Based in Atlanta, alongside the headquarters of corporate giants such as Coca-Cola, Delta Air Lines and Home Depot, Georgia Tech is among a small cadre of universities—including Purdue University, the Massachusetts Institute of Technology and others—that have a significant chunk of research money coming from companies.

But about 15 years ago, having established itself as a major research institution backed by government grants, Georgia Tech decided to expand its portfolio. Nolan was hired in 2021 to build on those gains.

These arrangements offer financial benefits to the university and benefit the companies involved, but there are trade-offs.

One reason companies turn to universities, according to Mike Tinskey, a Georgia Tech professor and the campus liaison for Hyundai and others, is that it is cheaper to run work in academic labs staffed primarily by graduate students while also getting the benefit of faculty experts who are top minds in their fields.

But companies are often secretive about their technology and spell out their terms in nondisclosure and intellectual-property-rights agreements.

Work at the lab that combustion scientist Benjamin Emerson oversees, where some 50 graduate students test power-plant and jet-engine parts for companies including GE Vernova and GE Aerospace, is often bound by nondisclosure clauses in contracts that protect the manufacturers’ property.
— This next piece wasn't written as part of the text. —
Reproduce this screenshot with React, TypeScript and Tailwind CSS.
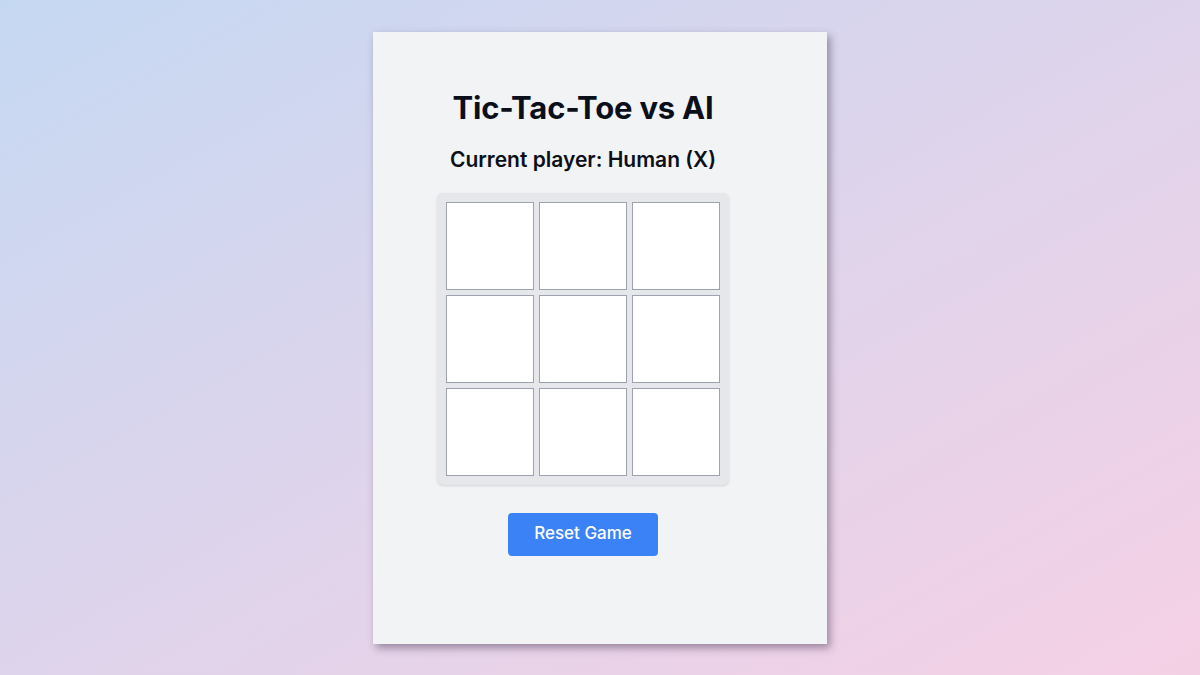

Because graduate students need published scientific papers to graduate, the lab has run modified experiments without the protected hardware, or under slightly different conditions.
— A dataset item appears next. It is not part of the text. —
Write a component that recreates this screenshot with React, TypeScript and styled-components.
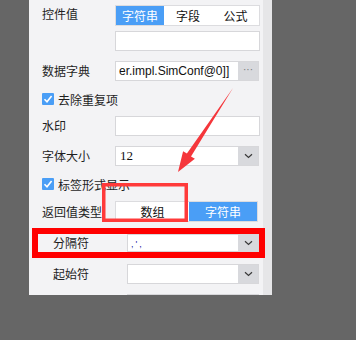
import React from "react";
import styled, { createGlobalStyle } from "styled-components";

const Global = createGlobalStyle`
  html, body { margin: 0; padding: 0; background: #666666; }
  body { font-family: "Noto Sans CJK SC", "Noto Sans", sans-serif; }
`;

const Page = styled.div`
  position: relative;
  width: 356px;
  height: 340px;
  padding-left: 29px;
  box-sizing: border-box;
  background: #666666;
`;

const Frame = styled.div`
  display: flex;
  width: 243px;
  height: 295px;
  overflow: hidden;
`;

const Content = styled.div`
  width: 234px;
  background: #f3f3f5;
  padding: 5px 3px 0 13px;
  box-sizing: border-box;
  display: flex;
  flex-direction: column;
`;

const Strip = styled.div`
  width: 9px;
  background: #e6e6e8;
`;

const Row = styled.div<{ $mt?: number; $h?: number; $top?: boolean }>`
  display: flex;
  align-items: ${(p) => (p.$top ? "flex-start" : "center")};
  margin-top: ${(p) => p.$mt ?? 0}px;
  height: ${(p) => p.$h ?? 20}px;
  flex-shrink: 0;
`;

const Label = styled.div<{ $w?: number }>`
  width: ${(p) => p.$w ?? 73}px;
  flex-shrink: 0;
  font-size: 12px;
  line-height: 16px;
  color: #1e1e1e;
`;

const Segmented = styled.div<{ $w: number }>`
  display: flex;
  width: ${(p) => p.$w}px;
  height: 21px;
  box-sizing: border-box;
  border: 1px solid #dcdcdf;
  background: #ffffff;
`;

const Segment = styled.div<{ $active?: boolean; $w?: number }>`
  ${(p) => (p.$w ? `width: ${p.$w}px; flex-shrink: 0;` : "flex: 1;")}
  display: flex;
  align-items: center;
  justify-content: center;
  font-size: 12px;
  color: ${(p) => (p.$active ? "#ffffff" : "#111111")};
  background: ${(p) => (p.$active ? "#4a9ef6" : "#ffffff")};
`;

const Input = styled.div<{ $w?: number; $ml?: number }>`
  display: flex;
  align-items: center;
  width: ${(p) => p.$w ?? 145}px;
  height: 20px;
  margin-left: ${(p) => p.$ml ?? 0}px;
  box-sizing: border-box;
  border: 1px solid #d7d7da;
  background: #ffffff;
  overflow: hidden;
  flex-shrink: 0;
`;

const InputText = styled.div<{ $serif?: boolean }>`
  flex: 1;
  padding-left: ${(p) => (p.$serif ? 4 : 3)}px;
  font-family: ${(p) => (p.$serif ? '"Liberation Serif", serif' : '"Liberation Sans", sans-serif')};
  font-size: ${(p) => (p.$serif ? 13 : 12)}px;
  color: #111;
  white-space: nowrap;
  overflow: hidden;
`;

const SideButton = styled.div`
  width: 20px;
  height: 100%;
  background: #d8d9dd;
  display: flex;
  align-items: center;
  justify-content: center;
  flex-shrink: 0;
`;

const Dots = styled.span`
  font-family: "Liberation Sans", sans-serif;
  font-size: 10px;
  letter-spacing: 0px;
  color: #777;
  line-height: 1;
  margin-top: -2px;
`;

const Check = styled.div`
  width: 12px;
  height: 12px;
  background: #4a9ef6;
  border-radius: 1px;
  display: flex;
  align-items: center;
  justify-content: center;
  margin-right: 4px;
`;

const CheckLabel = styled.span`
  font-size: 12px;
  color: #1e1e1e;
`;

const Highlight = styled.div`
  position: relative;
  display: flex;
  align-items: center;
  margin-top: 6px;
  margin-left: -10px;
  width: 233px;
  height: 30px;
  box-sizing: border-box;
  border: 6px solid #ff0000;
  padding-left: 15px;
  flex-shrink: 0;
`;

const Delim = styled.span`
  font-family: "Liberation Sans", sans-serif;
  font-size: 9px;
  color: #1a1aa0;
  letter-spacing: 2px;
`;

const Overlay = styled.svg`
  position: absolute;
  left: 0;
  top: 0;
  width: 356px;
  height: 340px;
  pointer-events: none;
`;

const Chevron = () => (
  <svg width="9" height="6" viewBox="0 0 9 6">
    <path d="M1 1.2 L4.5 4.5 L8 1.2" fill="none" stroke="#3a3a3a" strokeWidth="1.2" />
  </svg>
);

const Tick = () => (
  <svg width="10" height="10" viewBox="0 0 10 10">
    <path d="M1.5 5.2 L4 7.8 L8.6 2" fill="none" stroke="#ffffff" strokeWidth="1.6" />
  </svg>
);

export default function App() {
  return (
    <Page>
      <Global />
      <Frame>
        <Content>
          <Row $h={21} $top>
            <Label style={{ marginTop: 1 }}>控件值</Label>
            <Segmented $w={145}>
              <Segment $active $w={48}>字符串</Segment>
              <Segment $w={48}>字段</Segment>
              <Segment>公式</Segment>
            </Segmented>
          </Row>
          <Row $mt={5}>
            <Input $ml={73} />
          </Row>
          <Row $mt={10}>
            <Label>数据字典</Label>
            <Input $w={144}>
              <InputText>er.impl.SimConf@0]]</InputText>
              <SideButton>
                <Dots>···</Dots>
              </SideButton>
            </Input>
          </Row>
          <Row $mt={8}>
            <Check>
              <Tick />
            </Check>
            <CheckLabel>去除重复项</CheckLabel>
          </Row>
          <Row $mt={7}>
            <Label>水印</Label>
            <Input />
          </Row>
          <Row $mt={10}>
            <Label>字体大小</Label>
            <Input $w={144}>
              <InputText $serif>12</InputText>
              <SideButton>
                <Chevron />
              </SideButton>
            </Input>
          </Row>
          <Row $mt={8}>
            <Check>
              <Tick />
            </Check>
            <CheckLabel>标签形式显示</CheckLabel>
          </Row>
          <Row $mt={7} $h={21}>
            <Label>返回值类型</Label>
            <Segmented $w={143}>
              <Segment $w={73}>数组</Segment>
              <Segment $active>字符串</Segment>
            </Segmented>
          </Row>
          <Highlight>
            <Label $w={74}>分隔符</Label>
            <Input $w={132} style={{ height: 18 }}>
              <InputText>
                <Delim>,',</Delim>
              </InputText>
              <SideButton>
                <Chevron />
              </SideButton>
            </Input>
          </Highlight>
          <Row $mt={6}>
            <Label $w={74} style={{ marginLeft: 11 }}>起始符</Label>
            <Input $w={132}>
              <InputText />
              <SideButton>
                <Chevron />
              </SideButton>
            </Input>
          </Row>
          <Row $mt={10}>
            <Input $w={132} $ml={85}>
              <InputText />
              <SideButton>
                <Chevron />
              </SideButton>
            </Input>
          </Row>
        </Content>
        <Strip />
      </Frame>
      <Overlay viewBox="0 0 356 340">
        <rect x="103.75" y="184.75" width="82.5" height="35.5" fill="none" stroke="#ff3a3a" strokeWidth="3.5" />
        <polygon
          points="233,88 191,156.4 194.9,158.8 178,172 183.1,151.2 186.9,153.6"
          fill="#f5363b"
        />
      </Overlay>
    </Page>
  );
}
Materials engineer Matthew McDowell leads a project that Hyundai is funding to design new materials for electric-vehicle batteries that are longer-range and charge more quickly. A benefit, he said, is that his students are introduced to manufacturing challenges that companies confront daily but that are often absent from academic research.

“If you don’t do work with the companies, you’re missing a lot of the practical details,” McDowell said. McDowell said his contract stipulates that he owns the data he generates and is able to publish the work in scientific journals.

While the current environment has made scientists and administrators more interested in working with companies, they warn that government support remains crucial. 

Federal grants made up more than half of funds schools spent on research in fiscal year 2023, vastly more than what companies spent, and supported work that companies are reluctant to fund.  

That includes research that is valuable to society, such as big epidemiological studies that have implications for public health, work that wouldn’t get done without government support, said Bhaven Sampat, an economist at Johns Hopkins University who studies science and public policy.

Government investment also supports early-stage discovery, the kind of preliminary work that isn’t immediately marketable but lays the groundwork for breakthroughs decades into the future. 

Quantum science, for example, was studied in university labs for decades backed by federal funding before tech giants, building on that painstaking groundwork, seized on its billion-dollar computing potential.

“I am skeptical that industry is going to fill the gap quantitatively or qualitatively,” Sampat said.

The key to working with corporate partners, according to university officials, is that the deals have to be aligned with the companies’ business interests.  

Nvidia equipped a supercomputing hub on campus in 2024, which students use for AI projects. An Nvidia spokesperson said that having students and researchers use their technology accelerates discovery.

When Siemens wanted to find ways to use AI in industry, the technology company reached out to a Georgia Tech lab that studies the practice. It is one of three projects the company supports on campus as part of a $400,000 investment in the school this fiscal year.

“We learn from the university,” said Arturo Pizano, a program manager at a Siemens division. “The university learns from us.”